_WHAT YOU WILL DO_: Output the data below in full, byte for byte. Nothing may differ.

_SOURCE DATA_:

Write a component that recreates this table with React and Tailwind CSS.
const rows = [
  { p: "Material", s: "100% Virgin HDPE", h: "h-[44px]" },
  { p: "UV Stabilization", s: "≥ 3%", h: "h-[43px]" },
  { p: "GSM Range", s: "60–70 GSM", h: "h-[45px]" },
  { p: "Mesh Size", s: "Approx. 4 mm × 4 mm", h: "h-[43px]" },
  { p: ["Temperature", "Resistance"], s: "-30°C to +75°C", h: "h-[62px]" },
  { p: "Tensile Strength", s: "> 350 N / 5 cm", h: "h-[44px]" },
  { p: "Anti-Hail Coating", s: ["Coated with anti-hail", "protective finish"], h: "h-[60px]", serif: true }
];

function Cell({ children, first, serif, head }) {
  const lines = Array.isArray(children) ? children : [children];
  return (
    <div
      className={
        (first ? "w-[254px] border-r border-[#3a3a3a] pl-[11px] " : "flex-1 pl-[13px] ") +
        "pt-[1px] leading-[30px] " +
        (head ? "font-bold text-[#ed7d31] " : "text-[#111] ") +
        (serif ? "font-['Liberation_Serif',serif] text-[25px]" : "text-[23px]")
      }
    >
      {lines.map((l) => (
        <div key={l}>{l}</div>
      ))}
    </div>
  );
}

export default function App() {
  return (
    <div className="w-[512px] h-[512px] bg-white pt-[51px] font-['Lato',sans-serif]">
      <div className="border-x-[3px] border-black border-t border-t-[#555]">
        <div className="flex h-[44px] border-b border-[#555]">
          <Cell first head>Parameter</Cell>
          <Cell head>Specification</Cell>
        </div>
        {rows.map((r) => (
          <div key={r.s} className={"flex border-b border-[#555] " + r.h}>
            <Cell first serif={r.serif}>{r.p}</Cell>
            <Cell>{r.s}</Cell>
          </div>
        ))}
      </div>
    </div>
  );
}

_OUTPUT_:
Write a component that recreates this table with React and Tailwind CSS.
const rows = [
  { p: "Material", s: "100% Virgin HDPE", h: "h-[44px]" },
  { p: "UV Stabilization", s: "≥ 3%", h: "h-[43px]" },
  { p: "GSM Range", s: "60–70 GSM", h: "h-[45px]" },
  { p: "Mesh Size", s: "Approx. 4 mm × 4 mm", h: "h-[43px]" },
  { p: ["Temperature", "Resistance"], s: "-30°C to +75°C", h: "h-[62px]" },
  { p: "Tensile Strength", s: "> 350 N / 5 cm", h: "h-[44px]" },
  { p: "Anti-Hail Coating", s: ["Coated with anti-hail", "protective finish"], h: "h-[60px]", serif: true }
];

function Cell({ children, first, serif, head }) {
  const lines = Array.isArray(children) ? children : [children];
  return (
    <div
      className={
        (first ? "w-[254px] border-r border-[#3a3a3a] pl-[11px] " : "flex-1 pl-[13px] ") +
        "pt-[1px] leading-[30px] " +
        (head ? "font-bold text-[#ed7d31] " : "text-[#111] ") +
        (serif ? "font-['Liberation_Serif',serif] text-[25px]" : "text-[23px]")
      }
    >
      {lines.map((l) => (
        <div key={l}>{l}</div>
      ))}
    </div>
  );
}

export default function App() {
  return (
    <div className="w-[512px] h-[512px] bg-white pt-[51px] font-['Lato',sans-serif]">
      <div className="border-x-[3px] border-black border-t border-t-[#555]">
        <div className="flex h-[44px] border-b border-[#555]">
          <Cell first head>Parameter</Cell>
          <Cell head>Specification</Cell>
        </div>
        {rows.map((r) => (
          <div key={r.s} className={"flex border-b border-[#555] " + r.h}>
            <Cell first serif={r.serif}>{r.p}</Cell>
            <Cell>{r.s}</Cell>
          </div>
        ))}
      </div>
    </div>
  );
}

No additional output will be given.